Log-based Fingerprinting of HPC Applications
TimeTuesday, June 23rd4pm - 4:05pm
DescriptionHigh Performance Computing (HPC) is an important method for scientific discovery via large scale simulation, data analysis, and artificial intelligence.
Leadership supercomputers are expensive, but essential to run large HPC applications.
In order to improve our understanding of HPC applications, user demands, and resource usage characteristics, we perform correlative analysis of various logs for different subsystems of a leadership supercomputer.
Based on the holistic insights of the application through combined analysis of multiple logs from different perspectives, and general intuition, we engineer features to ``fingerprint'' an HPC application.
We use t-SNE (a machine learning technique for dimensionality reduction) to validate the explainability of our features and finally train machine learning models to identify HPC applications and group applications with similar characteristics.
The learned application representation can be used for verification, identification (e.g. identifying unapproved applications) and prediction using machine learning models.
Since the fingerprint is built on performance counters, we can use it to categorize applications, for example as I/O intensive, communication intensive, computing intensive, or memory bound.
Such categories can be used to target applications for optimization and other specialized services.
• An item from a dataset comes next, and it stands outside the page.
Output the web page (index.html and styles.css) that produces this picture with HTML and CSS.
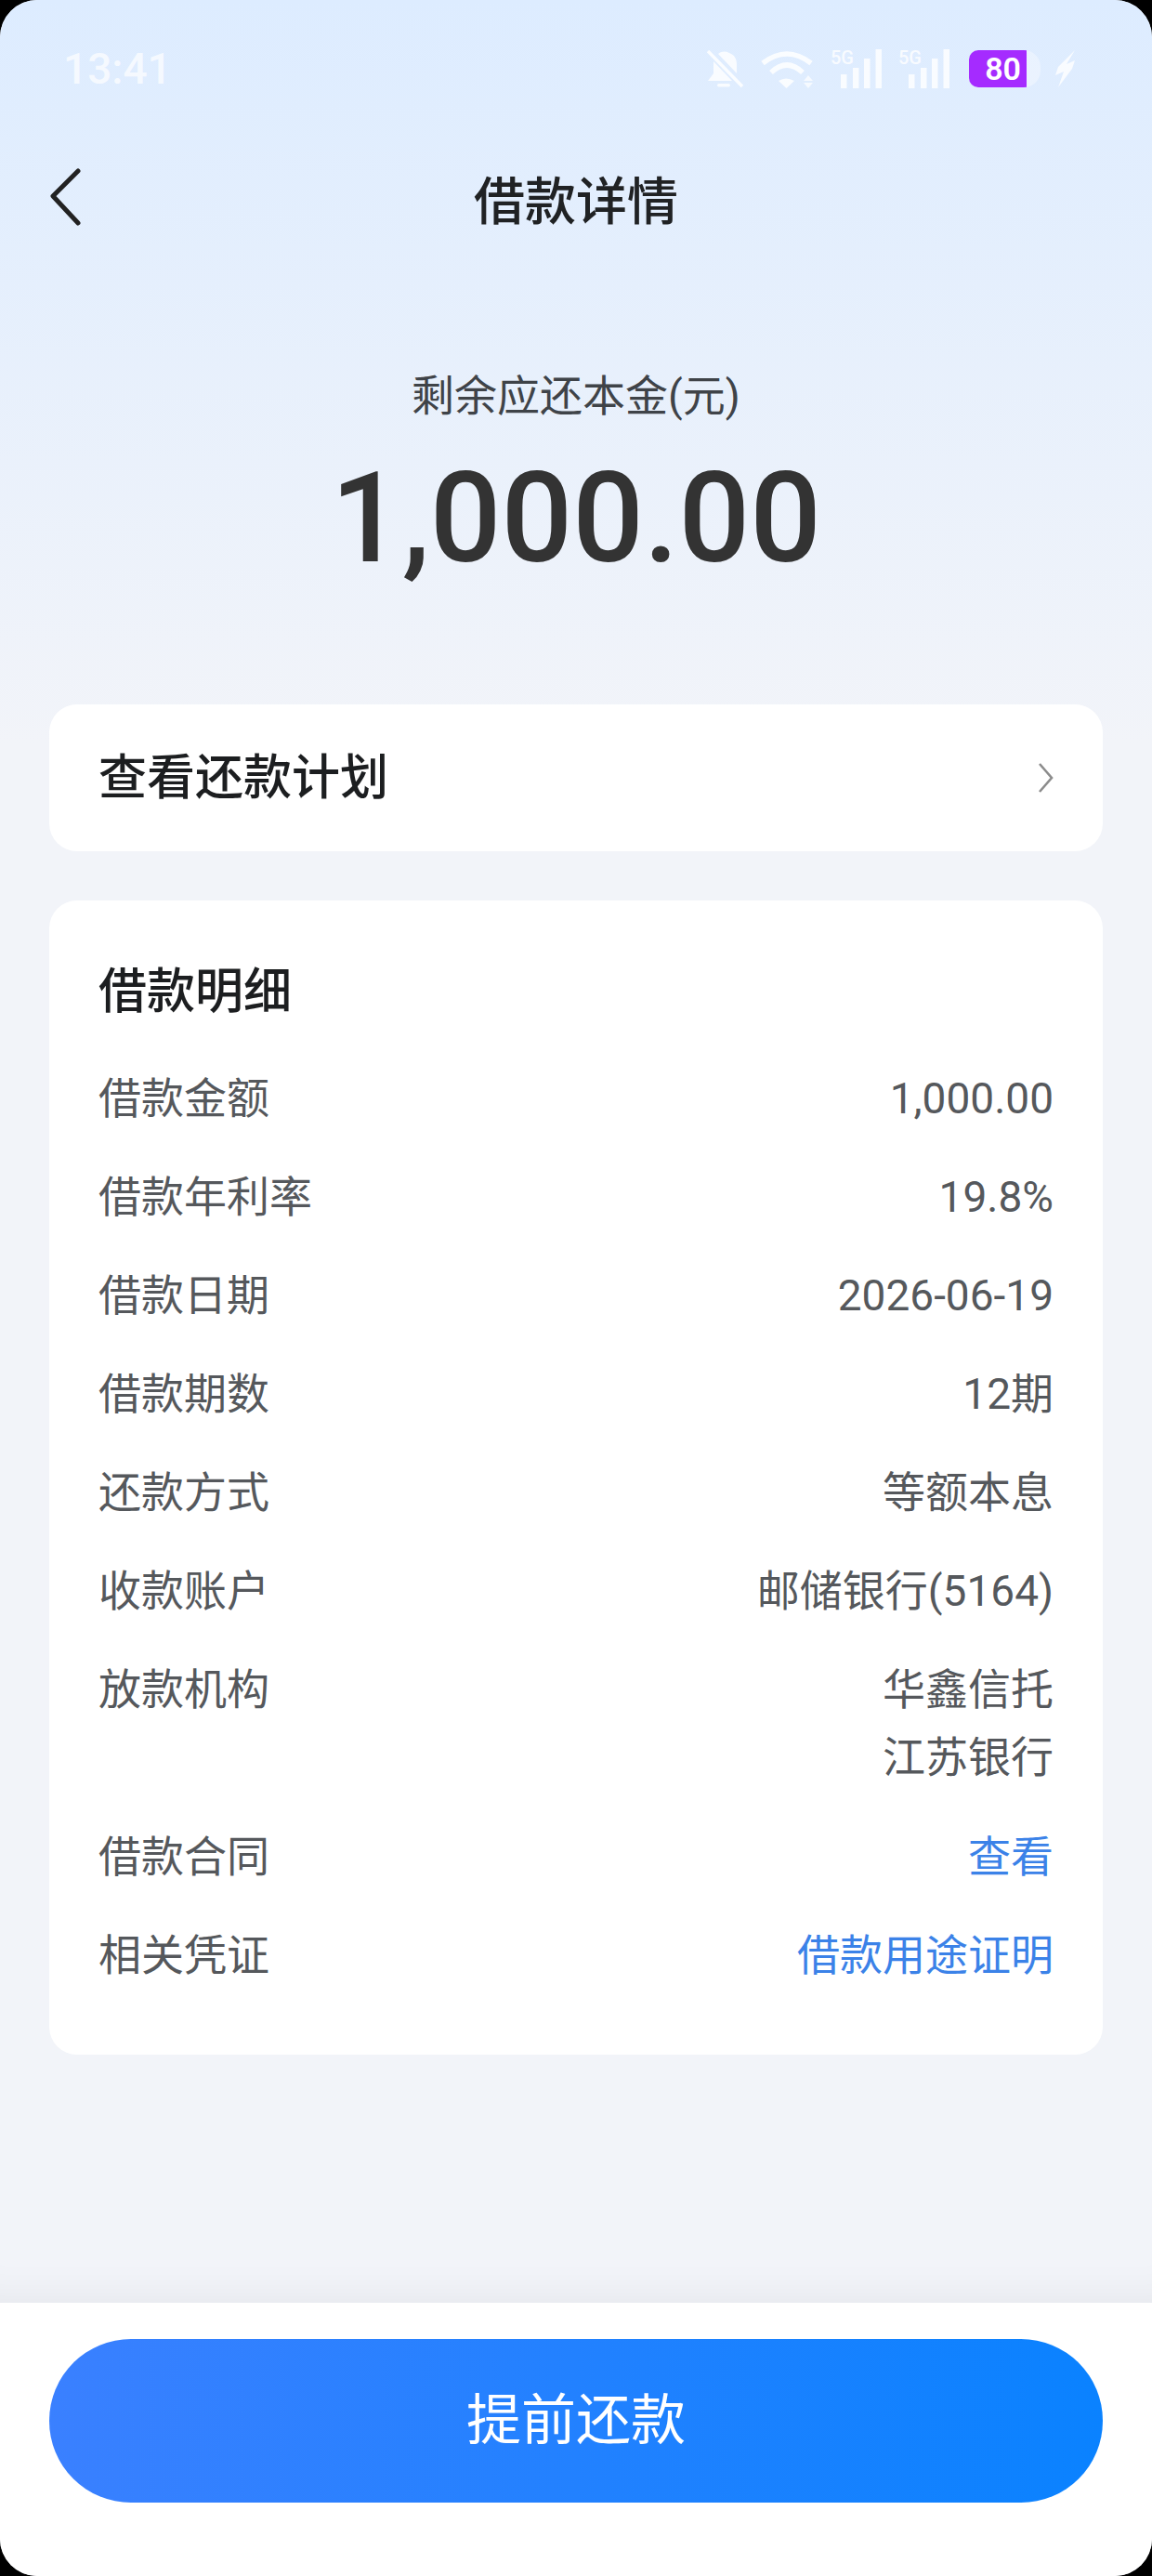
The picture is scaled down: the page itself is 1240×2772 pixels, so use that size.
FILE: index.html
```html
<!DOCTYPE html>
<html lang="zh-CN">
<head>
<meta charset="utf-8">
<title>借款详情</title>
<link rel="stylesheet" href="styles.css">
</head>
<body>
<div class="phone">
  <main class="content">
    <div class="status">
      <span class="time">13:41</span>
      <div class="status-icons">
        <svg width="42" height="41" viewBox="0 0 42 41"><path d="M3 1l37 38" fill="none" stroke="#fff" stroke-width="3.5" opacity=".85"/><path d="M14 4c4-3 8-3 12-1 6 2 8 7 8 12v10L14 4zM9 12L29 33H3l6-8z" fill="#fff" opacity=".8"/><rect x="13" y="36" width="14" height="3.5" rx="1.7" fill="#fff" opacity=".8"/></svg>
        <svg width="57" height="41" viewBox="0 0 57 41"><path d="M2 14Q28 -6 54 14M11 24Q28 8 45 24" fill="none" stroke="#fff" stroke-width="5.5" opacity=".85"/><path d="M19 33Q27 28 36 33L27.5 41z" fill="#fff" opacity=".85"/><path d="M51 27l5 6H46zM46 35h10l-5 6z" fill="#fff" opacity=".7"/></svg>
        <div class="sig"><span class="g5">5G</span><svg width="55" height="42" viewBox="0 0 55 42"><rect x="11" y="27" width="6.5" height="15" fill="#fff" opacity=".8"/><rect x="24" y="20" width="6.5" height="22" fill="#fff" opacity=".8"/><rect x="36" y="10" width="6.5" height="32" fill="#fff" opacity=".8"/><rect x="48.5" y="0" width="6.5" height="42" fill="#fff" opacity=".8"/></svg></div>
        <div class="sig"><span class="g5">5G</span><svg width="55" height="42" viewBox="0 0 55 42"><rect x="11" y="27" width="6.5" height="15" fill="#fff" opacity=".8"/><rect x="24" y="20" width="6.5" height="22" fill="#fff" opacity=".8"/><rect x="36" y="10" width="6.5" height="32" fill="#fff" opacity=".8"/><rect x="48.5" y="0" width="6.5" height="42" fill="#fff" opacity=".8"/></svg></div>
        <div class="batt"><div class="batt-fill"><span class="batt-num">80</span></div></div>
        <svg class="bolt" width="23" height="40" viewBox="0 0 23 40"><path d="M22 0L4 18l-3 9 9-4-6 17L19 20l3-9-9 4z" fill="#fff" opacity=".8"/></svg>
      </div>
    </div>
    <header class="nav">
      <svg class="back" width="36" height="62" viewBox="0 0 36 62"><path d="M31 3L4 30l27 29" fill="none" stroke="#222" stroke-width="5" stroke-linecap="round" stroke-linejoin="round"/></svg>
      <h1 class="title">借款详情</h1>
    </header>
    <section class="hero">
      <div class="hero-label">剩余应还本金(元)</div>
      <div class="hero-amount">1,000.00</div>
    </section>
    <a class="card plan">
      <span class="card-title">查看还款计划</span>
      <svg width="18" height="34" viewBox="0 0 18 34"><path d="M3 2l13 15L3 32" fill="none" stroke="#8c8c8c" stroke-width="2.6"/></svg>
    </a>
    <section class="card details">
      <h2 class="card-title details-title">借款明细</h2>
      <div class="row"><span>借款金额</span><span>1,000.00</span></div>
      <div class="row"><span>借款年利率</span><span>19.8%</span></div>
      <div class="row"><span>借款日期</span><span>2026-06-19</span></div>
      <div class="row"><span>借款期数</span><span>12期</span></div>
      <div class="row"><span>还款方式</span><span>等额本息</span></div>
      <div class="row"><span>收款账户</span><span>邮储银行(5164)</span></div>
      <div class="row row-multi"><span>放款机构</span><span class="multi">华鑫信托<br>江苏银行</span></div>
      <div class="row"><span>借款合同</span><span class="link">查看</span></div>
      <div class="row"><span>相关凭证</span><span class="link">借款用途证明</span></div>
    </section>
  </main>
  <footer class="footer">
    <button class="cta">提前还款</button>
  </footer>
</div>
</body>
</html>
```
FILE: styles.css
```css
* { box-sizing: border-box; margin: 0; padding: 0; }
html, body { width: 1240px; height: 2772px; background: #000; overflow: hidden; }
body { font-family: Roboto, "Noto Sans CJK SC", sans-serif; }
.phone { width: 1240px; height: 2772px; border-radius: 40px; overflow: hidden; display: flex; flex-direction: column; background: #f2f4f9; }
.content { flex: 1; background: linear-gradient(180deg, #ddecff 0, #f2f4f9 800px); box-shadow: inset 0 -50px 50px -50px rgba(0,0,0,.07); padding: 0 53px; }
.status { height: 148px; display: flex; justify-content: space-between; align-items: center; padding: 0 29px 0 15px; color: #fff; }
.time { font-size: 46px; font-weight: 500; opacity: .7; }
.status-icons { display: flex; align-items: center; gap: 18px; }
.sig { position: relative; width: 55px; height: 42px; display: flex; }
.g5 { position: absolute; left: 0; top: -1px; font-size: 20px; line-height: 20px; font-weight: 500; color: #fff; opacity: .8; }
.batt { width: 77px; height: 40px; margin-left: 3px; background: rgba(255,255,255,.35); border-radius: 10px 18px 18px 10px; overflow: hidden; }
.batt-fill { width: 62px; height: 40px; background: #a52bff; display: flex; align-items: center; justify-content: flex-end; padding-right: 6px; }
.batt-num { color: #fff; font-size: 34px; font-weight: 600; line-height: 40px; }
.bolt { margin-left: -3px; }
.nav { height: 136px; position: relative; display: flex; align-items: center; justify-content: center; }
.back { position: absolute; left: 0; top: 33px; }
.title { font-size: 55px; font-weight: 500; color: #202224; padding-bottom: 8px; }
.hero { text-align: center; padding-top: 109px; height: 474px; }
.hero-label { font-size: 46px; color: #3f4348; line-height: 66px; }
.hero-amount { font-size: 135px; font-weight: 500; color: #333; line-height: 160px; margin-top: 19px; }
.card { display: block; background: #fff; border-radius: 30px; }
.plan { height: 158px; display: flex; align-items: center; justify-content: space-between; padding: 0 53px; margin-bottom: 53px; }
.plan .card-title { padding-top: 2px; }
.card-title { font-size: 52px; font-weight: 500; color: #1c1e20; line-height: 70px; }
.details { padding: 0 53px 54px; }
.details-title { padding-top: 64px; height: 160px; }
.row { display: flex; justify-content: space-between; align-items: center; font-size: 46px; line-height: 66px; color: #55585c; height: 106px; }
.row-multi { height: 180px; align-items: flex-start; padding-top: 20px; }
.multi { text-align: right; line-height: 73px; margin-top: -3px; }
.link { color: #3b82e8; }
.footer { height: 294px; background: #fff; padding: 39px 53px 0; }
.cta { display: block; width: 100%; height: 176px; border: 0; border-radius: 88px; padding-bottom: 12px; background: linear-gradient(90deg, #3a80ff, #0a82ff); color: #fff; font-size: 59px; font-family: inherit; }
```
We also believe that this characterization is useful for optimizing facility management, improving energy efficiency, and optimizing scheduling policy.
Moreover, log-based characterization does not introduce extra instrumenting burden to the supercomputer, and adds value to logs originally collected for debugging, troubleshooting, and auditing purposes.
We also hope that insights gained from our analysis can suggest directions for further analysis and encourage other HPC centers to undertake similar efforts.